I heard His thoughts in my own: "This verse isn't about you, you're right. But it's not about the exiles either."
He stopped there, but it hit me so hard. That verse is about Him and his character. He showed me that even if those words weren't directed at me specifically, that is what He is like. He is a God who makes plans for His people. That verse is not about the exiles and their futures, their hope...it's about the kind of God who plans and dreams and wants what's best for His people, who sends a message to them in their exile, when they're furthest away from any type of normalcy or safety or comfort. It's about the kind of God who wants us to seek Him and find Him, the kind of God who promises He will hear when we cry out.
Yeah, so that passage doesn't have a "Dear Shannon" in front of it. But He said those words and meant them. That's who He is.
If we could read the Bible while remembering that God is the main character, not us, it would mean what it's supposed to mean. It's all about Him and who He is. Jesus didn't just come to die for us; he says in John 18:37, "For this reason I came into the world, and for this I was born, to testify to the truth..." He came to clear up our notions of God, to show us the truth of who He really is. He showed that with His life.
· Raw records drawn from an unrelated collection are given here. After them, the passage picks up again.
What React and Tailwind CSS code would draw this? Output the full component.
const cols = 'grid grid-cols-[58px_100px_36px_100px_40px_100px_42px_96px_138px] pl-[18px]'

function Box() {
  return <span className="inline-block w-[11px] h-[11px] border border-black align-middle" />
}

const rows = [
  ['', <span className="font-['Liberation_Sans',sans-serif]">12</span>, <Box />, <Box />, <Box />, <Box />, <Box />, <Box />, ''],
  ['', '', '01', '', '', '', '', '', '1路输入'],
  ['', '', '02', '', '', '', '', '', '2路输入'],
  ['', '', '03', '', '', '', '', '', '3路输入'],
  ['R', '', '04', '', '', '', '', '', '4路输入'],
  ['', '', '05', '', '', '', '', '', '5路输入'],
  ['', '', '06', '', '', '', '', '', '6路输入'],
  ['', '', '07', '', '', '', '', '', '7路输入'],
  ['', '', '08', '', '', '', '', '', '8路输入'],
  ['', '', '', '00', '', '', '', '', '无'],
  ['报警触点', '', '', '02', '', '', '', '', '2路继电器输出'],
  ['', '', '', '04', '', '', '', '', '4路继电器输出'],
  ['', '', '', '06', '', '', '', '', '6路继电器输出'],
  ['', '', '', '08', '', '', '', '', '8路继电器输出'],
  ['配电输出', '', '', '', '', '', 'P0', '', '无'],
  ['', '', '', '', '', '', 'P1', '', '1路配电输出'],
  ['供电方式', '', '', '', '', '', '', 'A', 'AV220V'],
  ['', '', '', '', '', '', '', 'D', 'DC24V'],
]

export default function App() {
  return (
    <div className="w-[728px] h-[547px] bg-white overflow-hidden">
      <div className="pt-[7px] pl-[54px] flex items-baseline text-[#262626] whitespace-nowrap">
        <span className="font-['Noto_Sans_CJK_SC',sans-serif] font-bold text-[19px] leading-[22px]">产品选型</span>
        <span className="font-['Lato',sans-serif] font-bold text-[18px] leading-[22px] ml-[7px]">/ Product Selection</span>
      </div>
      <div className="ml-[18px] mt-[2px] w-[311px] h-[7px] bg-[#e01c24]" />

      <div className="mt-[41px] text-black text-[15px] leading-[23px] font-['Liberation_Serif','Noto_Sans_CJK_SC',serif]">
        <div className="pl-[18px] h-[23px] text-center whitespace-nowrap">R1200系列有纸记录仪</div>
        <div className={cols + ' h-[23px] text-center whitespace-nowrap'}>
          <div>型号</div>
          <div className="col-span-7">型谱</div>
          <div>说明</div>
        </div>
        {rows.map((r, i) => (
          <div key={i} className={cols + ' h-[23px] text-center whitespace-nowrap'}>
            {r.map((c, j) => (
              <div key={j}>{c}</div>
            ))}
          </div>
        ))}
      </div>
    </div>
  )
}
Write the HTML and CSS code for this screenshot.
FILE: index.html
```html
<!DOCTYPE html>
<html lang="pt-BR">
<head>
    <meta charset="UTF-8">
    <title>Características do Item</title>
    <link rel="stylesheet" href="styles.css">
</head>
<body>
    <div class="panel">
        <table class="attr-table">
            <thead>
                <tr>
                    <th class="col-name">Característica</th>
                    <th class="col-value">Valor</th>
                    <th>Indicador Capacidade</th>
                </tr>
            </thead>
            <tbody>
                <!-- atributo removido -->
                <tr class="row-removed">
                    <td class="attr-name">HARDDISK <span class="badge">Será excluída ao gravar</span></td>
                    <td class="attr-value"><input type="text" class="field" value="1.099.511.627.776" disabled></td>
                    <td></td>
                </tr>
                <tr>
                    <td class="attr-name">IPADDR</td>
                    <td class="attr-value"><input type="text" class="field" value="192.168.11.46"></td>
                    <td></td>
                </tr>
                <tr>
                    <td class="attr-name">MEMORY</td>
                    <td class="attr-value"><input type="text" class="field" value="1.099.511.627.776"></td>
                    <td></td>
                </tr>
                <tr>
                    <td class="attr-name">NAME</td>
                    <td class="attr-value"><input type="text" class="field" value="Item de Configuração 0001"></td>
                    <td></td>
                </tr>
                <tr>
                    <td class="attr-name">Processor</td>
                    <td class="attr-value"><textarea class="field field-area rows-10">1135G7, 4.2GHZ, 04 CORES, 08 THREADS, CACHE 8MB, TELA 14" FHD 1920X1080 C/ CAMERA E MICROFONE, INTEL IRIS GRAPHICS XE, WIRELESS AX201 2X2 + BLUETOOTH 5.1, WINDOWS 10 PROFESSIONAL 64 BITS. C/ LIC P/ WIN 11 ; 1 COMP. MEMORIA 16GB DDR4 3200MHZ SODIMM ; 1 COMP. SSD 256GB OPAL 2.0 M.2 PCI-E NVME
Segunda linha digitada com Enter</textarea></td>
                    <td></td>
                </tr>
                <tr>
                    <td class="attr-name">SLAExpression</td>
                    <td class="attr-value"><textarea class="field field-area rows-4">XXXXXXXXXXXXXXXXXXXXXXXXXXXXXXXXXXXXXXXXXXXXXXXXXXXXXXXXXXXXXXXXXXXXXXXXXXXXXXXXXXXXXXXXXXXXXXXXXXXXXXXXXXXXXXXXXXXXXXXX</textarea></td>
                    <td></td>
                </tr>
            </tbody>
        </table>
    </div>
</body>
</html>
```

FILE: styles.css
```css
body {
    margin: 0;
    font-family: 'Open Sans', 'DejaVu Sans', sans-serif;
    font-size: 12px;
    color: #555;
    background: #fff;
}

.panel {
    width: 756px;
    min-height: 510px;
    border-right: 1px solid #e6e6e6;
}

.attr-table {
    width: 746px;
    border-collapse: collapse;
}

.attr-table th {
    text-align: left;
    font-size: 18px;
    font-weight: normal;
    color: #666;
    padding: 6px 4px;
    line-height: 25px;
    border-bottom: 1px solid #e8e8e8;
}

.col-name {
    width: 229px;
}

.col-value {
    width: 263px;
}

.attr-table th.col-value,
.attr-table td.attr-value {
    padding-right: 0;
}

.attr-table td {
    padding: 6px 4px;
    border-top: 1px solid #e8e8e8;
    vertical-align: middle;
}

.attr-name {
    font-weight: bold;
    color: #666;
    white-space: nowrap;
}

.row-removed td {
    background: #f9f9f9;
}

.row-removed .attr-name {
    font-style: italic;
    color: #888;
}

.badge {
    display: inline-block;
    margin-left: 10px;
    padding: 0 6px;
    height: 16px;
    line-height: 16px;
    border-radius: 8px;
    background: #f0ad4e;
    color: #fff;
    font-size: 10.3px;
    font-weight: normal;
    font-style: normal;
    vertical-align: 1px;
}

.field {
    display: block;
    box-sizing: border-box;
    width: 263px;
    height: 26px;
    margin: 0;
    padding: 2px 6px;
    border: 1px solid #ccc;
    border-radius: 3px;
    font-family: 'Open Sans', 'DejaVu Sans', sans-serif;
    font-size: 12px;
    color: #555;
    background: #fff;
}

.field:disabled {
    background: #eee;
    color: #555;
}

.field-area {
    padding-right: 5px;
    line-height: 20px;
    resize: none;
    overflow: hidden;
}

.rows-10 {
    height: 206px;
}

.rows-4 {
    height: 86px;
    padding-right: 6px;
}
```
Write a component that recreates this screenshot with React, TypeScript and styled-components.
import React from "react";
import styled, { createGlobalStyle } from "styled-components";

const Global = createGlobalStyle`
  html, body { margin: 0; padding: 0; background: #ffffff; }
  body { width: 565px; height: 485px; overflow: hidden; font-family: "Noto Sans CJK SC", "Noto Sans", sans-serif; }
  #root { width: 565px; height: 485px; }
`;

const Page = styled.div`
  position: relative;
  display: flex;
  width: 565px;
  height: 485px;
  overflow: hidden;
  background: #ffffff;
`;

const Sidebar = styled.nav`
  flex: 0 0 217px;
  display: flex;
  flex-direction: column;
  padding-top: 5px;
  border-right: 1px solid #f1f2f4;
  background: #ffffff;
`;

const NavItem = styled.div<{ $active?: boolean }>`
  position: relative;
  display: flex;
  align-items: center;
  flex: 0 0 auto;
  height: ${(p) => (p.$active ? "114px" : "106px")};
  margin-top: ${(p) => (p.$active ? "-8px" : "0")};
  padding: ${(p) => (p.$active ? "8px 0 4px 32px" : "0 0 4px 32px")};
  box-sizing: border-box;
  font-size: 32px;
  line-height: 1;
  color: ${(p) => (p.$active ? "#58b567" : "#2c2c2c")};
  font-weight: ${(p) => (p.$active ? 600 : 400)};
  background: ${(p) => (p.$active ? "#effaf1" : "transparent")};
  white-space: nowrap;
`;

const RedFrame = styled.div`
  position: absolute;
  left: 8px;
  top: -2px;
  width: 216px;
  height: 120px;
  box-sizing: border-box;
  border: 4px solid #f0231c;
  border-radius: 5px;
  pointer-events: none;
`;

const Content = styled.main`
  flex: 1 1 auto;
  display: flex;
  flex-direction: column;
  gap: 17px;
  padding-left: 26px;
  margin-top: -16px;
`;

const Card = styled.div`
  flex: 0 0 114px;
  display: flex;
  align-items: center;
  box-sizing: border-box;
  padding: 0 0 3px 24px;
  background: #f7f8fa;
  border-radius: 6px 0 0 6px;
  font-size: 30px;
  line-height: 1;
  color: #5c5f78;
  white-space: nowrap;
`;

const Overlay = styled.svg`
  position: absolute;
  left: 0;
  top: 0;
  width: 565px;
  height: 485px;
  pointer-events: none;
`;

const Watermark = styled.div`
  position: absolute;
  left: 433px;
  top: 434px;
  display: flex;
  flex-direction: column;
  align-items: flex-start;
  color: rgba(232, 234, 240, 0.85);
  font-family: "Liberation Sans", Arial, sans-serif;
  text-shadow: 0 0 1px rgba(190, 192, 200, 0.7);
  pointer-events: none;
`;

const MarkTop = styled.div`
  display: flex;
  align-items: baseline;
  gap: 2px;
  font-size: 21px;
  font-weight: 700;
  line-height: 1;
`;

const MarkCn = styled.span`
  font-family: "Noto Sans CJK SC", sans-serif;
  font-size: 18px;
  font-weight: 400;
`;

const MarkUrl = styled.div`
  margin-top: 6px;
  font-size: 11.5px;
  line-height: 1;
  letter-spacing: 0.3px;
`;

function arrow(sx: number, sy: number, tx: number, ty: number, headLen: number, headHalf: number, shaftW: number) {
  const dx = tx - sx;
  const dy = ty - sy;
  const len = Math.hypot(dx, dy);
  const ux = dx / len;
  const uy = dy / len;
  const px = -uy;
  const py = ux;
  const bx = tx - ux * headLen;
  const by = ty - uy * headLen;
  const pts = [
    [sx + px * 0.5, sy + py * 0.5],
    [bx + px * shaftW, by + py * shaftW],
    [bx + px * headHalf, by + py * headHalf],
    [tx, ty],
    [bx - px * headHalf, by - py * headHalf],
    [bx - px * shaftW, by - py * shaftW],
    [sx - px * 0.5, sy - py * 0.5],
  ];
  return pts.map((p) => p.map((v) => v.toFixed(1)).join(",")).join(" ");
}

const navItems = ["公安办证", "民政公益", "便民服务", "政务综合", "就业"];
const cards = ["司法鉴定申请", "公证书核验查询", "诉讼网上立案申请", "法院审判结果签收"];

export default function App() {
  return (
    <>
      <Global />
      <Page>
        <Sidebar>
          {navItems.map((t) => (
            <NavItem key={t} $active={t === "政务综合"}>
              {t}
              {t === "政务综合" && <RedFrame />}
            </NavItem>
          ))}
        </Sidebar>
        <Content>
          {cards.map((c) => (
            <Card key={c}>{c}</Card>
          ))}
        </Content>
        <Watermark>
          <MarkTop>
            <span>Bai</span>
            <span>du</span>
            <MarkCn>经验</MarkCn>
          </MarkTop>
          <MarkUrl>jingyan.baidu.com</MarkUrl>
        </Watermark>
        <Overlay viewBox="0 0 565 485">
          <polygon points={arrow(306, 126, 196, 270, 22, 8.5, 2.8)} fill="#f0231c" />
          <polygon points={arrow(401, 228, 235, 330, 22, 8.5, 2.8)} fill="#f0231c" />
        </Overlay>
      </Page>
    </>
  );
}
God said those things about a group of people one time, but He doesn't change. His heart is the same. He's got us in His hands. And we've got to realize that although circumstances may look bleak and hopeless in this fallen world, He can and will use them for good and bring us forth as gold. Even if our hope and future pertains to heaven and not on this earth, that's a hope and future that we don't deserve and is more than enough.